What to do
Skip every image and restate the data word for word.

..........

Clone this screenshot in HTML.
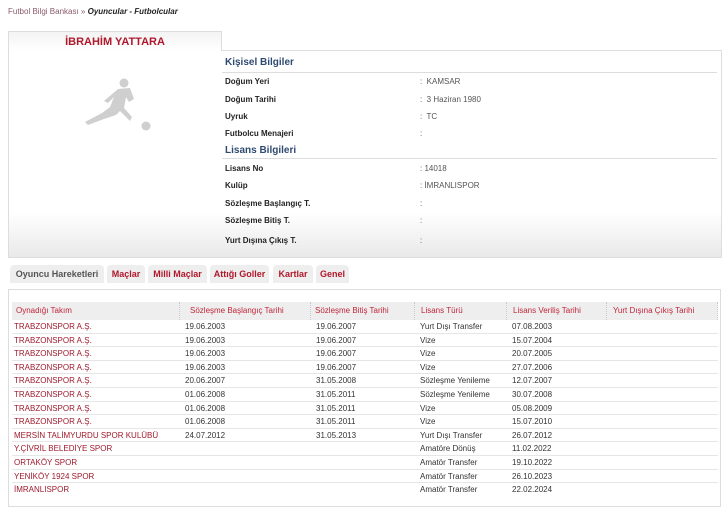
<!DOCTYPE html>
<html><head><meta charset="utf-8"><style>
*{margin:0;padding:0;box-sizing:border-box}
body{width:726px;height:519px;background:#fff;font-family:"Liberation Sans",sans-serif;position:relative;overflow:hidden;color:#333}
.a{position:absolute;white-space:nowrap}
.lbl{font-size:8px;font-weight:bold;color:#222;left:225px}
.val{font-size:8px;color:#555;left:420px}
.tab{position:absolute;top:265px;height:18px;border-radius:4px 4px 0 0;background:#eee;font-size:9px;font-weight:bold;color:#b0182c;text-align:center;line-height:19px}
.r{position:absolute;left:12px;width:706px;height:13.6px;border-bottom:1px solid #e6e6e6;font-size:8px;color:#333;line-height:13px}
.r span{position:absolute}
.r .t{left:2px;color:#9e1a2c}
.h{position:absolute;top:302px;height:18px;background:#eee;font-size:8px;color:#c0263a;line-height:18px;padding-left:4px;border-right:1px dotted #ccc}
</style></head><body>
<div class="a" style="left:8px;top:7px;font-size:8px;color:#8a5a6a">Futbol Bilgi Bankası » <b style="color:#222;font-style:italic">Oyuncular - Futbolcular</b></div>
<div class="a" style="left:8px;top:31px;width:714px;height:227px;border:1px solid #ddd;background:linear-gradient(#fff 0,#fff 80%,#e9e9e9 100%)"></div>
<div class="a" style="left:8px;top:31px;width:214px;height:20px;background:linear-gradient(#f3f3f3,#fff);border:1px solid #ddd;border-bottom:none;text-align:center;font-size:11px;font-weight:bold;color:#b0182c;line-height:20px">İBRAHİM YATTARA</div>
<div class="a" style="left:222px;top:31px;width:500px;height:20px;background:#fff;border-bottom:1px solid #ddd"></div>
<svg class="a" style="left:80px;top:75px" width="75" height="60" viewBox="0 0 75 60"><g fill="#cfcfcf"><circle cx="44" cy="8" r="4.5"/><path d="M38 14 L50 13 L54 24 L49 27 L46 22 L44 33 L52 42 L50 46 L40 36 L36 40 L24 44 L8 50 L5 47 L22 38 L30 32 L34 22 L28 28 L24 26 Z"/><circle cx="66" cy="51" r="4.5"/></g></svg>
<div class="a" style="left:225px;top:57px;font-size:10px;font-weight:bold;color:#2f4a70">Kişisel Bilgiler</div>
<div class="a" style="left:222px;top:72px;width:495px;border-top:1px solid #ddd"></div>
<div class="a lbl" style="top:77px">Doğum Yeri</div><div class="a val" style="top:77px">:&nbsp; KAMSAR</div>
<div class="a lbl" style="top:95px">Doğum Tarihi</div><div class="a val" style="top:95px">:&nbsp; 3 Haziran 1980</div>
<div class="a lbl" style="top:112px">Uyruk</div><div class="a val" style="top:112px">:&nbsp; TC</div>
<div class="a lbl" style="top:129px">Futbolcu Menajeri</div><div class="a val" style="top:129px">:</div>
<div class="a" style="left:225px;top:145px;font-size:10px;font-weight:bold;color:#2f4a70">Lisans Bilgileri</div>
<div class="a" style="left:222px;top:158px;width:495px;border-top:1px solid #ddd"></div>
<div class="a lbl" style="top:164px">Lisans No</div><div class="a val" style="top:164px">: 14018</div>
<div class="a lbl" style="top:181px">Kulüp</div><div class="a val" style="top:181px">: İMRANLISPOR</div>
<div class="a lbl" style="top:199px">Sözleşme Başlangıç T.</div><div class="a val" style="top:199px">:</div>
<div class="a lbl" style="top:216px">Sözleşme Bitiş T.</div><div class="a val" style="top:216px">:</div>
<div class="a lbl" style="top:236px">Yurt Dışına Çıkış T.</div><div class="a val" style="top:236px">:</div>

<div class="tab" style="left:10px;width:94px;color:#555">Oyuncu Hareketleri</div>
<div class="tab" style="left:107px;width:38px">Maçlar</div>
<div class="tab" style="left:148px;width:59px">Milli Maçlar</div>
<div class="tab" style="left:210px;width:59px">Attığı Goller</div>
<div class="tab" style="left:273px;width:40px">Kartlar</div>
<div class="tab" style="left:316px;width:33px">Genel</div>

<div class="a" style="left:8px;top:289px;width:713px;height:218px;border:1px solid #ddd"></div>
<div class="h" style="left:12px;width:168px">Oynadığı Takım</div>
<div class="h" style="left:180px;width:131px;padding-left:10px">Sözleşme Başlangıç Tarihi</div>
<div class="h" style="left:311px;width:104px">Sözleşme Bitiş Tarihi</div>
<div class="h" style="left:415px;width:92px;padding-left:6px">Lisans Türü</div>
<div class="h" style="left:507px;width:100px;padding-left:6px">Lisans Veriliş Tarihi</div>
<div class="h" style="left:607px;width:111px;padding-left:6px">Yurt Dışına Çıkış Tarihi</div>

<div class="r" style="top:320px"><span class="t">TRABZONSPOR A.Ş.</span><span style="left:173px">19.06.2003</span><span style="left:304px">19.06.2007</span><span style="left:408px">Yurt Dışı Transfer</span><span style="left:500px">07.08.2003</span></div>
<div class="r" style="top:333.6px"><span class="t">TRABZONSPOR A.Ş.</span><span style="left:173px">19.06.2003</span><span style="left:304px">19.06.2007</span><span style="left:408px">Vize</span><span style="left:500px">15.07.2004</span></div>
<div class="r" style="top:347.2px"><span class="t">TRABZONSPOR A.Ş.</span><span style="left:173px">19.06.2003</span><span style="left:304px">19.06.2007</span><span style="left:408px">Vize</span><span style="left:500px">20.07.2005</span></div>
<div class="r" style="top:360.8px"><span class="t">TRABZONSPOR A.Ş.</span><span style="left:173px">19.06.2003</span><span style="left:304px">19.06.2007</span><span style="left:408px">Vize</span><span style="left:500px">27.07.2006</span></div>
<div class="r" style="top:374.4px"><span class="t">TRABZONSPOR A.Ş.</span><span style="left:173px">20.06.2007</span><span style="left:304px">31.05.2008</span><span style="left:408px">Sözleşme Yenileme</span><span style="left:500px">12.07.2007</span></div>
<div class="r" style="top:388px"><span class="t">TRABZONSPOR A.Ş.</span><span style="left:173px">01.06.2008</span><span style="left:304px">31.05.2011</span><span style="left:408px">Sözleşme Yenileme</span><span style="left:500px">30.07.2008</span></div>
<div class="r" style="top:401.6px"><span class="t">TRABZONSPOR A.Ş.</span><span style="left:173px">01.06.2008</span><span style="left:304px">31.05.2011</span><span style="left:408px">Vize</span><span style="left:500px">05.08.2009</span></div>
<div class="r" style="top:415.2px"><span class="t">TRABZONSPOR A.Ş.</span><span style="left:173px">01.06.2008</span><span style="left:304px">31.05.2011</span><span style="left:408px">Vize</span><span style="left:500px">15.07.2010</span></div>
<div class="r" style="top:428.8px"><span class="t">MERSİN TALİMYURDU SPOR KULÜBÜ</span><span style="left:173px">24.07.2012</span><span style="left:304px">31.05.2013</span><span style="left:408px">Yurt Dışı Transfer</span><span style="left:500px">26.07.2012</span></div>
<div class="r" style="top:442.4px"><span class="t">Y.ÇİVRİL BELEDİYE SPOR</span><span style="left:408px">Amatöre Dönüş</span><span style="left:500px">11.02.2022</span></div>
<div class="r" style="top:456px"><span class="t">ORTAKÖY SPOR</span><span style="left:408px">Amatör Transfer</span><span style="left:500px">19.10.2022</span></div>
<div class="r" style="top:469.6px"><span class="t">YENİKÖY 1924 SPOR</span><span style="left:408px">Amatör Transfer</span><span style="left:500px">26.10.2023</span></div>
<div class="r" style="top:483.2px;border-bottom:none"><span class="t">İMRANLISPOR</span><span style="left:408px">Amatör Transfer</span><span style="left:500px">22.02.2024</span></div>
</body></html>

..........

Result of this exercise
Clone this screenshot in HTML.
<!DOCTYPE html>
<html><head><meta charset="utf-8"><style>
*{margin:0;padding:0;box-sizing:border-box}
body{width:726px;height:519px;background:#fff;font-family:"Liberation Sans",sans-serif;position:relative;overflow:hidden;color:#333}
.a{position:absolute;white-space:nowrap}
.lbl{font-size:8px;font-weight:bold;color:#222;left:225px}
.val{font-size:8px;color:#555;left:420px}
.tab{position:absolute;top:265px;height:18px;border-radius:4px 4px 0 0;background:#eee;font-size:9px;font-weight:bold;color:#b0182c;text-align:center;line-height:19px}
.r{position:absolute;left:12px;width:706px;height:13.6px;border-bottom:1px solid #e6e6e6;font-size:8px;color:#333;line-height:13px}
.r span{position:absolute}
.r .t{left:2px;color:#9e1a2c}
.h{position:absolute;top:302px;height:18px;background:#eee;font-size:8px;color:#c0263a;line-height:18px;padding-left:4px;border-right:1px dotted #ccc}
</style></head><body>
<div class="a" style="left:8px;top:7px;font-size:8px;color:#8a5a6a">Futbol Bilgi Bankası » <b style="color:#222;font-style:italic">Oyuncular - Futbolcular</b></div>
<div class="a" style="left:8px;top:31px;width:714px;height:227px;border:1px solid #ddd;background:linear-gradient(#fff 0,#fff 80%,#e9e9e9 100%)"></div>
<div class="a" style="left:8px;top:31px;width:214px;height:20px;background:linear-gradient(#f3f3f3,#fff);border:1px solid #ddd;border-bottom:none;text-align:center;font-size:11px;font-weight:bold;color:#b0182c;line-height:20px">İBRAHİM YATTARA</div>
<div class="a" style="left:222px;top:31px;width:500px;height:20px;background:#fff;border-bottom:1px solid #ddd"></div>
<svg class="a" style="left:80px;top:75px" width="75" height="60" viewBox="0 0 75 60"><g fill="#cfcfcf"><circle cx="44" cy="8" r="4.5"/><path d="M38 14 L50 13 L54 24 L49 27 L46 22 L44 33 L52 42 L50 46 L40 36 L36 40 L24 44 L8 50 L5 47 L22 38 L30 32 L34 22 L28 28 L24 26 Z"/><circle cx="66" cy="51" r="4.5"/></g></svg>
<div class="a" style="left:225px;top:57px;font-size:10px;font-weight:bold;color:#2f4a70">Kişisel Bilgiler</div>
<div class="a" style="left:222px;top:72px;width:495px;border-top:1px solid #ddd"></div>
<div class="a lbl" style="top:77px">Doğum Yeri</div><div class="a val" style="top:77px">:&nbsp; KAMSAR</div>
<div class="a lbl" style="top:95px">Doğum Tarihi</div><div class="a val" style="top:95px">:&nbsp; 3 Haziran 1980</div>
<div class="a lbl" style="top:112px">Uyruk</div><div class="a val" style="top:112px">:&nbsp; TC</div>
<div class="a lbl" style="top:129px">Futbolcu Menajeri</div><div class="a val" style="top:129px">:</div>
<div class="a" style="left:225px;top:145px;font-size:10px;font-weight:bold;color:#2f4a70">Lisans Bilgileri</div>
<div class="a" style="left:222px;top:158px;width:495px;border-top:1px solid #ddd"></div>
<div class="a lbl" style="top:164px">Lisans No</div><div class="a val" style="top:164px">: 14018</div>
<div class="a lbl" style="top:181px">Kulüp</div><div class="a val" style="top:181px">: İMRANLISPOR</div>
<div class="a lbl" style="top:199px">Sözleşme Başlangıç T.</div><div class="a val" style="top:199px">:</div>
<div class="a lbl" style="top:216px">Sözleşme Bitiş T.</div><div class="a val" style="top:216px">:</div>
<div class="a lbl" style="top:236px">Yurt Dışına Çıkış T.</div><div class="a val" style="top:236px">:</div>

<div class="tab" style="left:10px;width:94px;color:#555">Oyuncu Hareketleri</div>
<div class="tab" style="left:107px;width:38px">Maçlar</div>
<div class="tab" style="left:148px;width:59px">Milli Maçlar</div>
<div class="tab" style="left:210px;width:59px">Attığı Goller</div>
<div class="tab" style="left:273px;width:40px">Kartlar</div>
<div class="tab" style="left:316px;width:33px">Genel</div>

<div class="a" style="left:8px;top:289px;width:713px;height:218px;border:1px solid #ddd"></div>
<div class="h" style="left:12px;width:168px">Oynadığı Takım</div>
<div class="h" style="left:180px;width:131px;padding-left:10px">Sözleşme Başlangıç Tarihi</div>
<div class="h" style="left:311px;width:104px">Sözleşme Bitiş Tarihi</div>
<div class="h" style="left:415px;width:92px;padding-left:6px">Lisans Türü</div>
<div class="h" style="left:507px;width:100px;padding-left:6px">Lisans Veriliş Tarihi</div>
<div class="h" style="left:607px;width:111px;padding-left:6px">Yurt Dışına Çıkış Tarihi</div>

<div class="r" style="top:320px"><span class="t">TRABZONSPOR A.Ş.</span><span style="left:173px">19.06.2003</span><span style="left:304px">19.06.2007</span><span style="left:408px">Yurt Dışı Transfer</span><span style="left:500px">07.08.2003</span></div>
<div class="r" style="top:333.6px"><span class="t">TRABZONSPOR A.Ş.</span><span style="left:173px">19.06.2003</span><span style="left:304px">19.06.2007</span><span style="left:408px">Vize</span><span style="left:500px">15.07.2004</span></div>
<div class="r" style="top:347.2px"><span class="t">TRABZONSPOR A.Ş.</span><span style="left:173px">19.06.2003</span><span style="left:304px">19.06.2007</span><span style="left:408px">Vize</span><span style="left:500px">20.07.2005</span></div>
<div class="r" style="top:360.8px"><span class="t">TRABZONSPOR A.Ş.</span><span style="left:173px">19.06.2003</span><span style="left:304px">19.06.2007</span><span style="left:408px">Vize</span><span style="left:500px">27.07.2006</span></div>
<div class="r" style="top:374.4px"><span class="t">TRABZONSPOR A.Ş.</span><span style="left:173px">20.06.2007</span><span style="left:304px">31.05.2008</span><span style="left:408px">Sözleşme Yenileme</span><span style="left:500px">12.07.2007</span></div>
<div class="r" style="top:388px"><span class="t">TRABZONSPOR A.Ş.</span><span style="left:173px">01.06.2008</span><span style="left:304px">31.05.2011</span><span style="left:408px">Sözleşme Yenileme</span><span style="left:500px">30.07.2008</span></div>
<div class="r" style="top:401.6px"><span class="t">TRABZONSPOR A.Ş.</span><span style="left:173px">01.06.2008</span><span style="left:304px">31.05.2011</span><span style="left:408px">Vize</span><span style="left:500px">05.08.2009</span></div>
<div class="r" style="top:415.2px"><span class="t">TRABZONSPOR A.Ş.</span><span style="left:173px">01.06.2008</span><span style="left:304px">31.05.2011</span><span style="left:408px">Vize</span><span style="left:500px">15.07.2010</span></div>
<div class="r" style="top:428.8px"><span class="t">MERSİN TALİMYURDU SPOR KULÜBÜ</span><span style="left:173px">24.07.2012</span><span style="left:304px">31.05.2013</span><span style="left:408px">Yurt Dışı Transfer</span><span style="left:500px">26.07.2012</span></div>
<div class="r" style="top:442.4px"><span class="t">Y.ÇİVRİL BELEDİYE SPOR</span><span style="left:408px">Amatöre Dönüş</span><span style="left:500px">11.02.2022</span></div>
<div class="r" style="top:456px"><span class="t">ORTAKÖY SPOR</span><span style="left:408px">Amatör Transfer</span><span style="left:500px">19.10.2022</span></div>
<div class="r" style="top:469.6px"><span class="t">YENİKÖY 1924 SPOR</span><span style="left:408px">Amatör Transfer</span><span style="left:500px">26.10.2023</span></div>
<div class="r" style="top:483.2px;border-bottom:none"><span class="t">İMRANLISPOR</span><span style="left:408px">Amatör Transfer</span><span style="left:500px">22.02.2024</span></div>
</body></html>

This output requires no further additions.